§ **Work to complete**
Of all the lines in the data below, how many contain "size"? Report that number alone.

§ **Data block**
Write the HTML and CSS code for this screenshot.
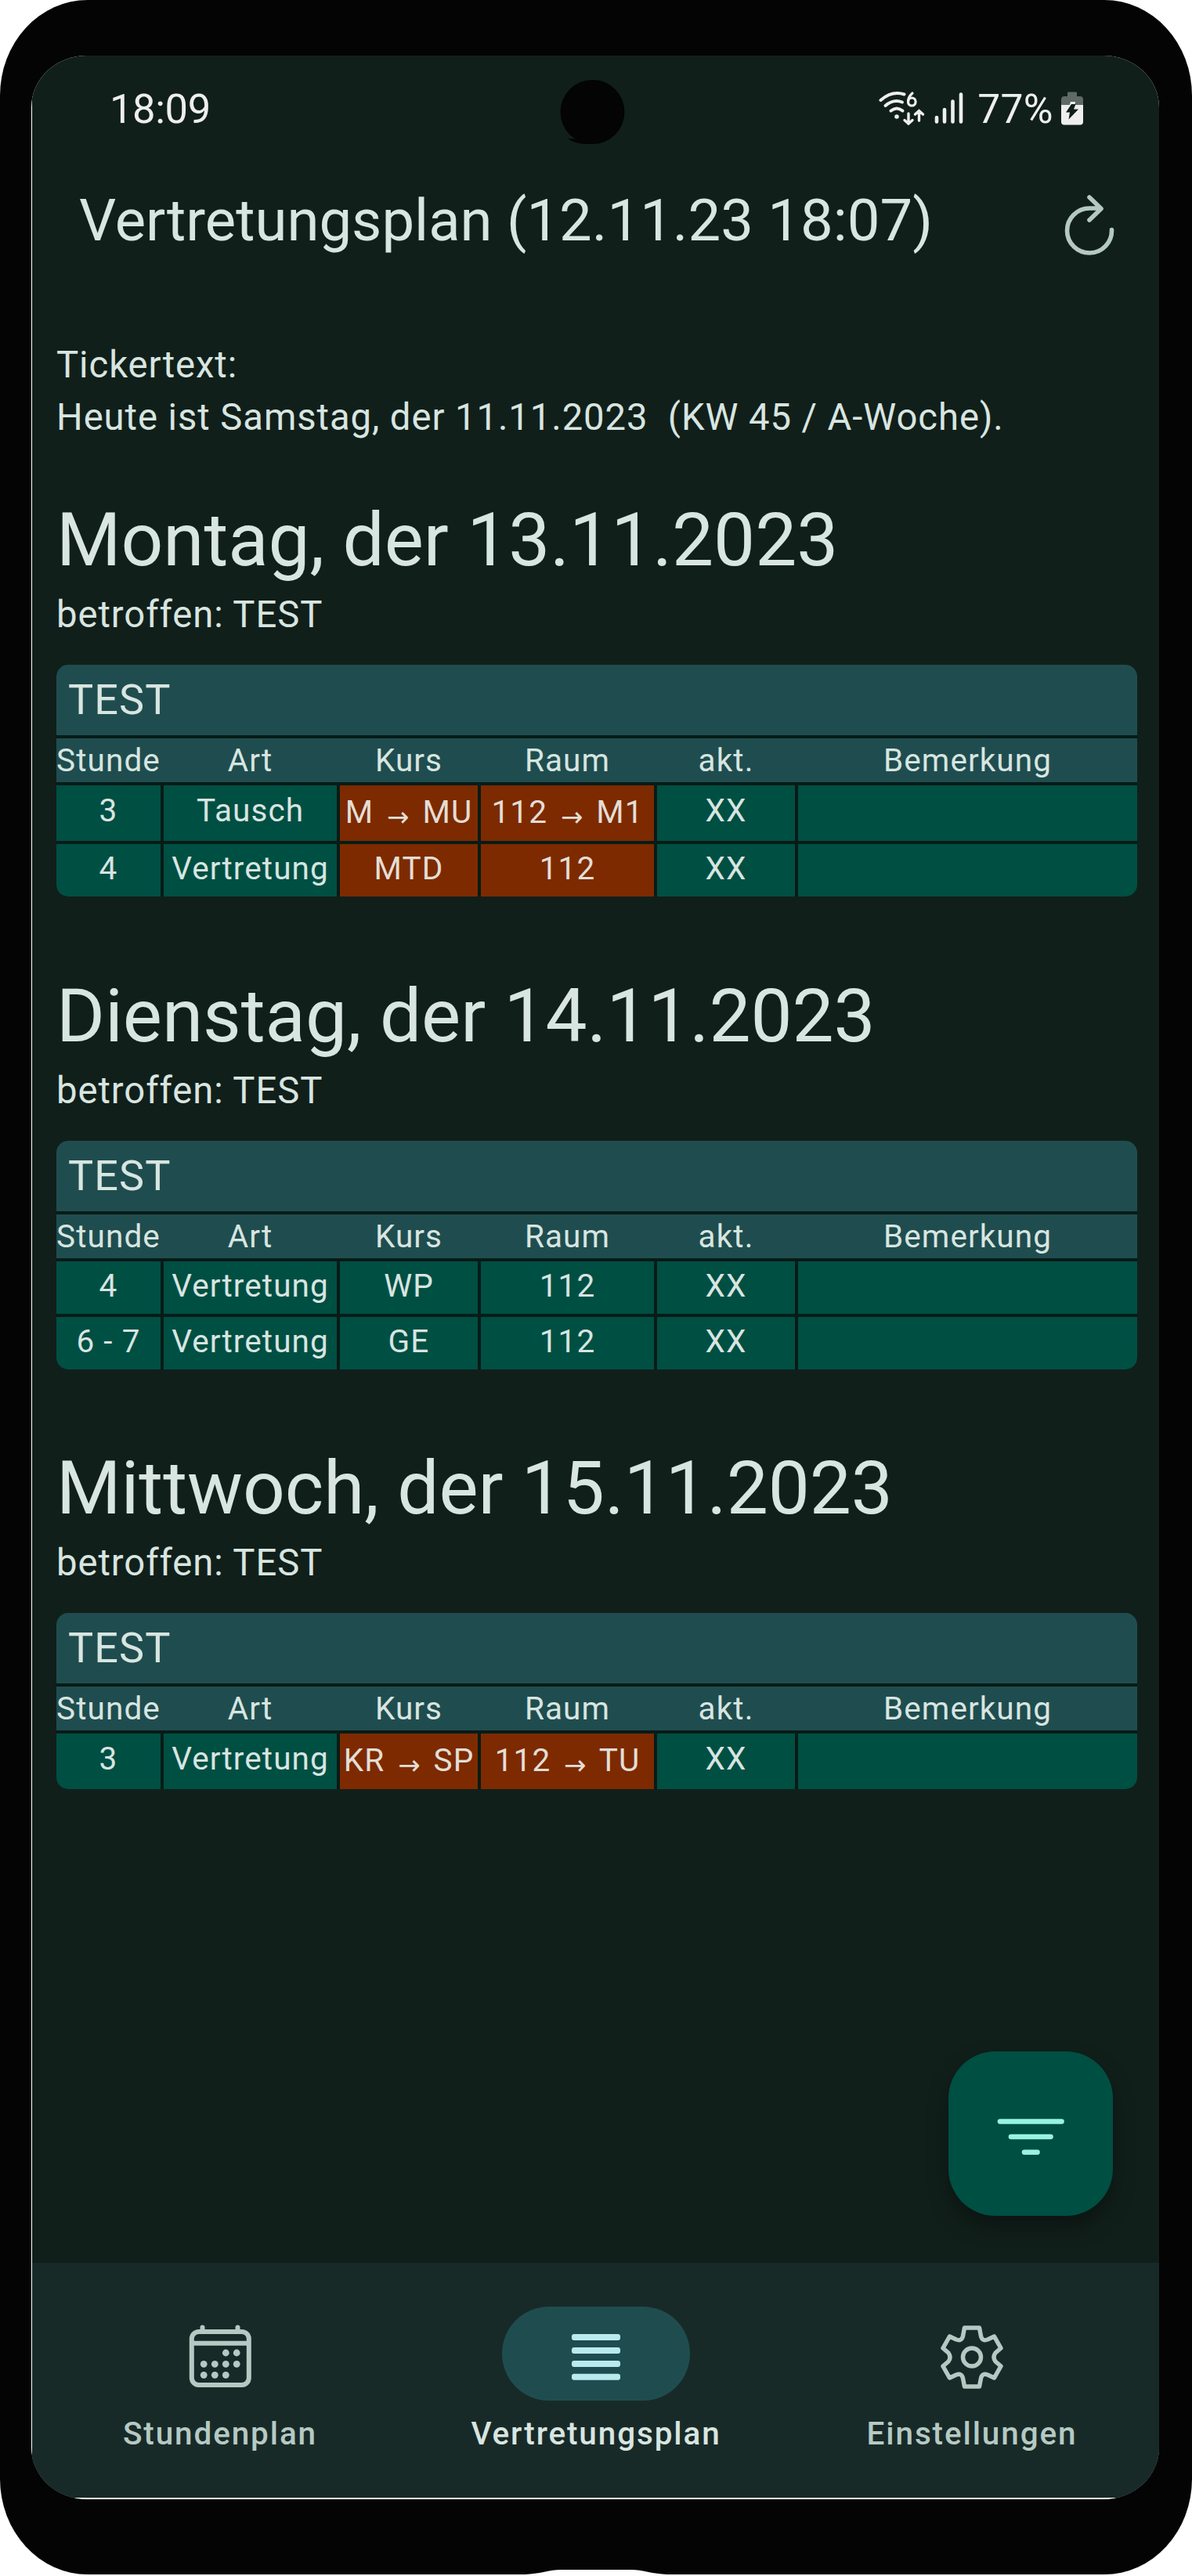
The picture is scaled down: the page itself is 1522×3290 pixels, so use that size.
FILE: index.html
```html
<!DOCTYPE html>
<html lang="de">
<head>
<meta charset="utf-8">
<title>Vertretungsplan</title>
<link rel="stylesheet" href="styles.css">
</head>
<body>
<div class="phone">
  <div class="bezel">
    <div class="screen">
      <svg class="camera" width="84" height="84" viewBox="0 0 84 84"><circle cx="41.500" cy="41" r="41"/><path d="M10 75l10 .5L43 70v12H32Q18 81 10 75z"/></svg>
      <div class="statusbar">
        <span class="clock">18:09</span>
        <div class="indicators">
          <svg class="signal" width="112" height="48" viewBox="1120 116 112 48" fill="none" stroke="#eeeeee" stroke-linecap="round">
            <g stroke-width="4">
              <path d="M1125.500 129Q1140 116.500 1155.500 121.500"/>
              <path d="M1131.500 136Q1142 127 1153 131.500"/>
              <path d="M1138.500 142.500Q1146 136.500 1153.500 142.500"/>
              <path stroke-width="3.200" d="M1166 120Q1160.500 125 1160.500 131"/>
              <ellipse stroke-width="3.200" cx="1165.300" cy="131" rx="4.800" ry="5"/>
              <path stroke-width="3.400" d="M1161 146v12M1156 154.500l5 4.500l5-4.500M1174.500 155v-12M1169.500 147l5-4.500l5 4.500"/>
              <path stroke-width="4.600" d="M1197 151v5.500M1207 141v15.500M1217.500 130.500v26M1228 121.500v35"/>
            </g>
            <circle cx="1146" cy="150" r="2.800" fill="#eeeeee" stroke="none"/>
          </svg>
          <span class="percent">77%</span>
          <svg class="battery" width="30" height="44" viewBox="0 0 30 44"><path fill="#606966" d="M9 1.500Q9 .5 10 .5H20Q21 .5 21 1.500V6H25Q29 6 29 10V18H1V10Q1 6 5 6H9z"/><path fill="#eeeeee" d="M1 17H29V38.500Q29 42.500 25 42.500H5Q1 42.500 1 38.500z"/><path fill="#eeeeee" d="M13 13h6l-1 6h-7z"/><path fill="#101e1a" d="M14 16L7 26.500H12L10.500 35.500L23 22.500H17L19.500 16z"/></svg>
        </div>
      </div>
      <header class="appbar">
        <h1>Vertretungsplan (12.11.23 18:07)</h1>
        <svg class="refresh" width="66" height="80" viewBox="1358 246 66 80"><path d="M1419.500 292.500A28.500 28.500 0 1 1 1391 265H1405M1391 251L1406 265.500L1391 280"/></svg>
      </header>
      <main>
        <p class="ticker">Tickertext:<br>Heute ist Samstag, der 11.11.2023&nbsp; (KW 45 / A-Woche).</p>
        <section class="day">
          <h2>Montag, der 13.11.2023</h2>
          <p class="affected">betroffen: TEST</p>
          <div class="plan">
            <div class="group">TEST</div>
            <div class="row head"><span>Stunde</span><span>Art</span><span>Kurs</span><span>Raum</span><span>akt.</span><span>Bemerkung</span></div>
            <div class="row tall"><span>3</span><span>Tausch</span><span class="changed moved">M <i>→</i> MU</span><span class="changed moved">112 <i>→</i> M1</span><span>XX</span><span></span></div>
            <div class="row"><span>4</span><span>Vertretung</span><span class="changed">MTD</span><span class="changed">112</span><span>XX</span><span></span></div>
          </div>
        </section>
        <section class="day">
          <h2>Dienstag, der 14.11.2023</h2>
          <p class="affected">betroffen: TEST</p>
          <div class="plan">
            <div class="group">TEST</div>
            <div class="row head"><span>Stunde</span><span>Art</span><span>Kurs</span><span>Raum</span><span>akt.</span><span>Bemerkung</span></div>
            <div class="row"><span>4</span><span>Vertretung</span><span>WP</span><span>112</span><span>XX</span><span></span></div>
            <div class="row"><span>6 - 7</span><span>Vertretung</span><span>GE</span><span>112</span><span>XX</span><span></span></div>
          </div>
        </section>
        <section class="day">
          <h2>Mittwoch, der 15.11.2023</h2>
          <p class="affected">betroffen: TEST</p>
          <div class="plan">
            <div class="group">TEST</div>
            <div class="row head"><span>Stunde</span><span>Art</span><span>Kurs</span><span>Raum</span><span>akt.</span><span>Bemerkung</span></div>
            <div class="row tall"><span>3</span><span>Vertretung</span><span class="changed moved">KR <i>→</i> SP</span><span class="changed moved">112 <i>→</i> TU</span><span>XX</span><span></span></div>
          </div>
        </section>
      </main>
      <button class="fab" aria-label="Filter"><svg width="90" height="50" viewBox="1271 2704 90 50"><path d="M1277 2709.500H1355.500M1291 2729H1341.500M1308 2748.700H1324.500"/></svg></button>
      <nav>
        <a class="tab">
          <span class="pill"><svg width="90" height="90" viewBox="235.500 2962 90 90" fill="none" stroke="#b5c9c3" stroke-width="6">
            <rect x="244.300" y="2979" width="73" height="68" rx="9"/><path d="M244 2993.700H317.500"/><path stroke-linecap="round" d="M258 2973.500V2978M303 2973.500V2978"/>
            <g fill="#b5c9c3" stroke="none"><circle cx="287.800" cy="3006" r="4.400"/><circle cx="301.700" cy="3006" r="4.400"/><circle cx="259.700" cy="3020.300" r="4.400"/><circle cx="273.800" cy="3020.300" r="4.400"/><circle cx="287.800" cy="3020.300" r="4.400"/><circle cx="301.700" cy="3020.300" r="4.400"/><circle cx="259.700" cy="3034.300" r="4.400"/><circle cx="273.800" cy="3034.300" r="4.400"/><circle cx="287.800" cy="3034.300" r="4.400"/></g>
          </svg></span>
          Stundenplan
        </a>
        <a class="tab active">
          <span class="pill"><svg width="90" height="90" viewBox="716 2961 90 90" fill="#b9eaee"><rect x="730" y="2981" width="62" height="8" rx="3"/><rect x="730" y="2998" width="62" height="8" rx="3"/><rect x="730" y="3015" width="62" height="8" rx="3"/><rect x="730" y="3031.700" width="62" height="8" rx="3"/></svg></span>
          Vertretungsplan
        </a>
        <a class="tab">
          <span class="pill"><svg width="90" height="90" viewBox="-45 -49.500 90 90" fill="none" stroke="#b5c9c3" stroke-width="5.500" stroke-linejoin="round">
            <path d="M-9.500-37.500H9.500L11.500-27Q13-20 20-22.500L28.500-26.500L37-11.500L30-5.500Q26 0 30 5.500L37 11.500L28.500 26.500L20 22.500Q13 20 11.500 27L9.500 37.500H-9.500L-11.500 27Q-13 20-20 22.500L-28.500 26.500L-37 11.500L-30 5.500Q-26 0-30-5.500L-37-11.500L-28.500-26.500L-20-22.500Q-13-20-11.500-27Z"/><circle r="11.500"/>
          </svg></span>
          Einstellungen
        </a>
      </nav>
    </div>
  </div>
  <svg class="chin" width="182" height="6" viewBox="0 0 182 6"><path d="M0 6Q14 5 24 3Q36 0 46 0H136Q146 0 158 3Q168 5 182 6z"/></svg>
</div>
</body>
</html>
```
FILE: styles.css
```css
* { box-sizing: border-box; margin: 0; padding: 0; }

body {
  width: 1522px;
  height: 3290px;
  overflow: hidden;
  background: #fff;
  font-family: Roboto, "Liberation Sans", sans-serif;
  color: #d8e5e0;
}

.phone {
  position: relative;
  width: 1522px;
  height: 3288px;
  padding: 71px 42px 96px 40px;
  background: #040404;
  border-radius: 112px / 122px;
}

.bezel {
  height: 3121px;
  padding: 0 0 2px 1px;
  overflow: hidden;
  background: #fff;
  border-radius: 71px / 66px;
}

.screen {
  position: relative;
  display: flex;
  flex-direction: column;
  height: 3119px;
  background: #111f1a;
}

.camera { position: absolute; left: 674px; top: 31px; fill: #040404; }

.statusbar {
  display: flex;
  justify-content: space-between;
  align-items: center;
  height: 80px;
  margin-top: 28px;
  padding: 0 96px 0 99px;
  color: #eee;
}

.clock { font-size: 52.5px; letter-spacing: -0.4px; }
.indicators { display: flex; align-items: center; }
.percent { margin: 0 9px 0 17px; font-size: 51.5px; letter-spacing: 0.4px; }

.appbar {
  display: flex;
  justify-content: space-between;
  align-items: center;
  height: 205px;
  padding: 0 56px 0 60px;
}

h1 { font-size: 74.25px; font-weight: 400; white-space: nowrap; }
.refresh { position: relative; top: 5px; fill: none; stroke: #b5c9c3; stroke-width: 5.6px; stroke-linecap: round; stroke-linejoin: round; }

main { flex: 1; padding: 49px 28px 0 31px; }

.ticker, .affected { font-size: 47.25px; letter-spacing: 0.92px; white-space: nowrap; }
.ticker { line-height: 66.5px; margin-bottom: 63px; }
.day { margin-bottom: 92px; }
.day:nth-of-type(2) { margin-bottom: 91px; }
h2 { font-size: 94.5px; line-height: 122px; letter-spacing: -0.06px; font-weight: 400; white-space: nowrap; }
.affected { line-height: 68px; margin-bottom: 30px; }

.plan {
  display: grid;
  gap: 4px;
  overflow: hidden;
  border-radius: 15px;
  background: #071b17;
}

.group {
  height: 90px;
  padding-left: 15px;
  font-size: 54px;
  line-height: 90px;
  letter-spacing: 1.1px;
  background: #1f4d4f;
}

.row {
  display: grid;
  grid-template-columns: 133px 221px 176px 221px 176px 433px;
  column-gap: 4px;
  height: 67px;
  font-size: 40.5px;
  line-height: 63px;
  letter-spacing: 1.08px;
  text-align: center;
  white-space: nowrap;
}

.row span { background: #004f43; }
.row .changed { background: #7d2a00; color: #e3ded5; }
.tall { height: 71px; line-height: 64px; }
.row .moved { line-height: 68px; }
.moved i {
  display: inline-block;
  width: 40px;
  font: 34px/1 "DejaVu Sans", sans-serif;
  letter-spacing: 0;
  vertical-align: -4px;
}
.head { height: 56px; line-height: 56px; background: #1f4d4f; }
.row.head span { background: none; }

.fab {
  position: absolute;
  right: 59px;
  bottom: 360px;
  display: grid;
  place-items: center;
  width: 210px;
  height: 210px;
  border: 0;
  border-radius: 60px;
  background: #004f43;
  box-shadow: 0 14px 24px rgba(8, 12, 12, 0.5);
}
.fab svg { position: relative; top: 4px; fill: none; stroke: #98f3e1; stroke-width: 6.6px; stroke-linecap: round; }

nav { display: grid; grid-template-columns: repeat(3, 480px); height: 300px; background: #182a28; }
.tab {
  display: flex;
  flex-direction: column;
  align-items: center;
  padding-top: 56px;
  font-size: 40.5px;
  font-weight: 500;
  line-height: 54px;
  letter-spacing: 1.86px;
  color: #b5c9c3;
}
.pill { display: grid; place-items: center; width: 240px; height: 120px; margin-bottom: 15px; border-radius: 60px; }
.active { color: #d8e5e0; }
.active .pill { background: #1f4d4f; }

.chin { position: absolute; left: 670px; bottom: 0; fill: #fff; }
```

§ **Solution to this exercise**
9